• [Exercise requirements]:
Find the string "styles" in the listing and report every line that has it.

**** Material ****

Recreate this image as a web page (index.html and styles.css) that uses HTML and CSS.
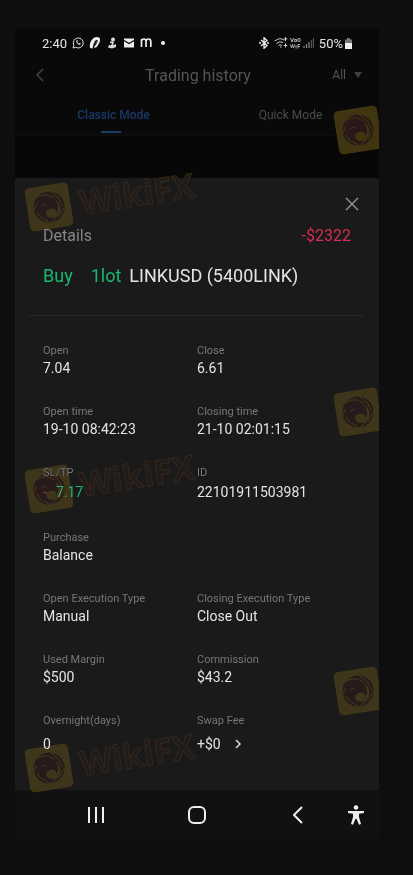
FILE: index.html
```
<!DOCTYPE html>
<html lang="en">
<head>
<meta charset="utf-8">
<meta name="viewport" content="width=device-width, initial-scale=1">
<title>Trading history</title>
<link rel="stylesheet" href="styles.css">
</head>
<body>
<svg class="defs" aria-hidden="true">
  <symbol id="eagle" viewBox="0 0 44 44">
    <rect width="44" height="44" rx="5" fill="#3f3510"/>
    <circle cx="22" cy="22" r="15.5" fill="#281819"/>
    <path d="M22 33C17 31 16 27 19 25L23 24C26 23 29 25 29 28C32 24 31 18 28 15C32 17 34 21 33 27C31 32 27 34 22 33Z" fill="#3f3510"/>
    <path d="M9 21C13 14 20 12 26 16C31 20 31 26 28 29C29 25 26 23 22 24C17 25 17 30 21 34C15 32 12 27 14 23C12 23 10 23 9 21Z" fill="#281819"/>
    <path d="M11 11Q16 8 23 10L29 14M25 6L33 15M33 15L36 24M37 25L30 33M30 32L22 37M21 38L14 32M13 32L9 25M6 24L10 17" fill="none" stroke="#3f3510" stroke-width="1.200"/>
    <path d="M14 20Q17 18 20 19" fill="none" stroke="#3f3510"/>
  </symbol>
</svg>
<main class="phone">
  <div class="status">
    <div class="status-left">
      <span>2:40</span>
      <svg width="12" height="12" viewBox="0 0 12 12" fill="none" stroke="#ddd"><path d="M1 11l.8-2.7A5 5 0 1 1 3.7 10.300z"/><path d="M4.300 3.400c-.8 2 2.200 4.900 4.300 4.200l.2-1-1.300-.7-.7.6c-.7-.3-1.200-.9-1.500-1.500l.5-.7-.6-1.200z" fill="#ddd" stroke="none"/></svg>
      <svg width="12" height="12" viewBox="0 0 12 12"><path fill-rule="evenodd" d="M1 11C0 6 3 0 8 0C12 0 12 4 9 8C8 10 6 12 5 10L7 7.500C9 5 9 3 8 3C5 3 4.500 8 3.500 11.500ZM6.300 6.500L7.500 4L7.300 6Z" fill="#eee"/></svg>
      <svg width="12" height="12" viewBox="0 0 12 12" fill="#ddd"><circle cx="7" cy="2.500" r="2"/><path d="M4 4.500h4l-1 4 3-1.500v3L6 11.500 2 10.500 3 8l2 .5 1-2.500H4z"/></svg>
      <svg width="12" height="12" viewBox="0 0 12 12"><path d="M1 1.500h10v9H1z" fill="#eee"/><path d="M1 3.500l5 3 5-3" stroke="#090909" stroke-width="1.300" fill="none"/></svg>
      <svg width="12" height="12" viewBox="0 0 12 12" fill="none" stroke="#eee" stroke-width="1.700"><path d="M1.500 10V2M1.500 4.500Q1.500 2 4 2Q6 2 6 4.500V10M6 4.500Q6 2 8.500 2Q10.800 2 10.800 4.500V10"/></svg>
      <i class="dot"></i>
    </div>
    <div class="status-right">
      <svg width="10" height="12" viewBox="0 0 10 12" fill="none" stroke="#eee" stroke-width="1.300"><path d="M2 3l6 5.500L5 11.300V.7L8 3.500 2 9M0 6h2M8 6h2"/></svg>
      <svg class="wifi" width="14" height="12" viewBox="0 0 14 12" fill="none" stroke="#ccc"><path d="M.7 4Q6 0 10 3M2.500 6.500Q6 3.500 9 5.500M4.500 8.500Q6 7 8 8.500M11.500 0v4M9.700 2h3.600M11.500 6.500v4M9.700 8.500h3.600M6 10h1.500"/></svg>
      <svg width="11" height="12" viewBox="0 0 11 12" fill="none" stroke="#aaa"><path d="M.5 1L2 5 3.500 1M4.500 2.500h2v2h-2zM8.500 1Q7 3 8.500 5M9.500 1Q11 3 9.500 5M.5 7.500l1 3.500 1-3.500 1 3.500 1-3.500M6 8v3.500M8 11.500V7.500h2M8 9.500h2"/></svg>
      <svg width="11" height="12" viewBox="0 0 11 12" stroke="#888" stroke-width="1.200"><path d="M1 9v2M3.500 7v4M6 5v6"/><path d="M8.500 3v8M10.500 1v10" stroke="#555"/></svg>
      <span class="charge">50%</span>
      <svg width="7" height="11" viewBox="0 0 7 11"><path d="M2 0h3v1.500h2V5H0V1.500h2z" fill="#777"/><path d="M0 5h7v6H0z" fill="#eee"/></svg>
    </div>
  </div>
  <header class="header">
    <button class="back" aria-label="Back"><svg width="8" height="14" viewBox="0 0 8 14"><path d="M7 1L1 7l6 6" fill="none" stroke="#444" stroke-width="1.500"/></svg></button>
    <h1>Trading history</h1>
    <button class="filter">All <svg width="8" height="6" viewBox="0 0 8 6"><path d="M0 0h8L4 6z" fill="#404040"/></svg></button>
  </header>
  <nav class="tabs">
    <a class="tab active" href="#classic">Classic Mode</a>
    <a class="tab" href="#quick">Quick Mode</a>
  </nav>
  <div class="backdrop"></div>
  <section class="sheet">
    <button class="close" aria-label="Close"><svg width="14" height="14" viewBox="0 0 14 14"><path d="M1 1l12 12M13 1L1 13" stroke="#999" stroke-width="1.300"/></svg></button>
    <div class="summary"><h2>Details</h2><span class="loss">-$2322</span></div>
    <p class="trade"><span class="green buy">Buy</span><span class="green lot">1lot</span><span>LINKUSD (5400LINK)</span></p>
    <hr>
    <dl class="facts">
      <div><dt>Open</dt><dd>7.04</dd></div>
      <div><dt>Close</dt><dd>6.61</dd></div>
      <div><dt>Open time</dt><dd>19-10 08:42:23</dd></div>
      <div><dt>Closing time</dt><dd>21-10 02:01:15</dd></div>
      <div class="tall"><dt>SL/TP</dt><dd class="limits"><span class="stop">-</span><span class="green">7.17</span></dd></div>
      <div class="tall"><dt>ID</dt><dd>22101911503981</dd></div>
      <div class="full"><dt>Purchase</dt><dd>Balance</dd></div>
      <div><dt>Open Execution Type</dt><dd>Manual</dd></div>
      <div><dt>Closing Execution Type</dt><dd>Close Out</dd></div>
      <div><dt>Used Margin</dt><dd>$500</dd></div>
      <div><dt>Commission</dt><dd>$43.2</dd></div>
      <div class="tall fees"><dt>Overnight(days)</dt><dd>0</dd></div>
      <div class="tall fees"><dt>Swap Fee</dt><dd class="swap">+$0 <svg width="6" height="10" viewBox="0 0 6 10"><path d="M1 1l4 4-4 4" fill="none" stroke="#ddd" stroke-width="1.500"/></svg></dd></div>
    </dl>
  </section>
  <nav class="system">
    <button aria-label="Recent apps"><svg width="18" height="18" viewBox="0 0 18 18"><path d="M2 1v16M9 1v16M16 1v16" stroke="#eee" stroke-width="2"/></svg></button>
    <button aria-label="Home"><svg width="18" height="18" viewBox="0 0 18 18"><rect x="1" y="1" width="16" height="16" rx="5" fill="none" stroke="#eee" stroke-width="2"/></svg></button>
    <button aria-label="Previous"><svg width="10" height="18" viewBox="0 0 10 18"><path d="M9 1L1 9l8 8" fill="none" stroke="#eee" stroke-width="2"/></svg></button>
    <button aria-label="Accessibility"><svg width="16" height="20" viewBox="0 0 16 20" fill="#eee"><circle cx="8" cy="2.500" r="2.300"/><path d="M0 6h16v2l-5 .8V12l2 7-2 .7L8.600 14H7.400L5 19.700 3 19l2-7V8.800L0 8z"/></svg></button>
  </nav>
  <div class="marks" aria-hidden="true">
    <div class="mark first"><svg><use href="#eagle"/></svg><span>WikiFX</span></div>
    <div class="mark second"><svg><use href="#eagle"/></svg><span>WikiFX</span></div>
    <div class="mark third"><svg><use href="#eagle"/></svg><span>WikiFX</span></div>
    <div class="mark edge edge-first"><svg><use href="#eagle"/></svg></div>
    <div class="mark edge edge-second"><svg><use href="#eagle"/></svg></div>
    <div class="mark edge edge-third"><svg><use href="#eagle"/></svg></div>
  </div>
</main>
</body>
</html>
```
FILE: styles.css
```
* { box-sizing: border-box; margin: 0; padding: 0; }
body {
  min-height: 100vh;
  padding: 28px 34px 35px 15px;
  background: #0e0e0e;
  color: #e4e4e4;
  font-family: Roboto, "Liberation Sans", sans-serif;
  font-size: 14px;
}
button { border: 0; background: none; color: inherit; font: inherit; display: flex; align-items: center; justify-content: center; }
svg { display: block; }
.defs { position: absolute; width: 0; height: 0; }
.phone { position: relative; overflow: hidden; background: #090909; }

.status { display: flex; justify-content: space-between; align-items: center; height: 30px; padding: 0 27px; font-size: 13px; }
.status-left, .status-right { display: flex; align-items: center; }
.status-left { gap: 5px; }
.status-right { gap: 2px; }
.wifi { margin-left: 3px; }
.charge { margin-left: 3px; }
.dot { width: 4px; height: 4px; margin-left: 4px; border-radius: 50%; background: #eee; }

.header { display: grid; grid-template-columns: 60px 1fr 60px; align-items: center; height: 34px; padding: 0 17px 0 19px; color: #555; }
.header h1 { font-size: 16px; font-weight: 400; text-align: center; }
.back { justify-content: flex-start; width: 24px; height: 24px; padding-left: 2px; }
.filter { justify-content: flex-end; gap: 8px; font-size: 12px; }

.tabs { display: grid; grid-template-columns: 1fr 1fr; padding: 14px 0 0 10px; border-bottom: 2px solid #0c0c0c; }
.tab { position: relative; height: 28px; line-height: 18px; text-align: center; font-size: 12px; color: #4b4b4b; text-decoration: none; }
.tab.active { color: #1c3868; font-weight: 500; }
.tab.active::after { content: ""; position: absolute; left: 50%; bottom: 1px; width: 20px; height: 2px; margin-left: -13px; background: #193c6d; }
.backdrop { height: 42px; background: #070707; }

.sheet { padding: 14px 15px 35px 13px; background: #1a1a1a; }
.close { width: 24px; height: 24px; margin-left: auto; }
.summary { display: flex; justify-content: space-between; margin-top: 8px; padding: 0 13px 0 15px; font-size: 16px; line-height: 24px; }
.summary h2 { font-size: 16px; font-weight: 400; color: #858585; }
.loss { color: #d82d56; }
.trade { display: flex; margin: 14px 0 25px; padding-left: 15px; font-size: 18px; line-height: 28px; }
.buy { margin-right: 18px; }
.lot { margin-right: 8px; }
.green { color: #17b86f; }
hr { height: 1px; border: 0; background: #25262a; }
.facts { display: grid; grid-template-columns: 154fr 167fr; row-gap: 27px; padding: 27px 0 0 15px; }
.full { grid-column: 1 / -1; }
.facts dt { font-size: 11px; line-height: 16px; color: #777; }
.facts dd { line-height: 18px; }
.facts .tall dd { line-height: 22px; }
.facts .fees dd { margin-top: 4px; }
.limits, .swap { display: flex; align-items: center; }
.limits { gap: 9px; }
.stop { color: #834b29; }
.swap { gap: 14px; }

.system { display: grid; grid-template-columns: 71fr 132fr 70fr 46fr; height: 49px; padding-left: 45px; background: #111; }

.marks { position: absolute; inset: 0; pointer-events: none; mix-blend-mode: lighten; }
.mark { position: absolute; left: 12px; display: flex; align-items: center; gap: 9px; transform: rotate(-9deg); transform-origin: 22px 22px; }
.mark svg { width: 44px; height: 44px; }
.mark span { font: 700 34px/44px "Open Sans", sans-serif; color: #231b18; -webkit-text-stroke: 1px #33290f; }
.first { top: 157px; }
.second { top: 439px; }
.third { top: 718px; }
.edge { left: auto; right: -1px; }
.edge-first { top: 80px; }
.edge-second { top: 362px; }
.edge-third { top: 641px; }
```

****

• [Answer to this problem]:
Recreate this image as a web page (index.html and styles.css) that uses HTML and CSS.
<link rel="stylesheet" href="styles.css">
FILE: styles.css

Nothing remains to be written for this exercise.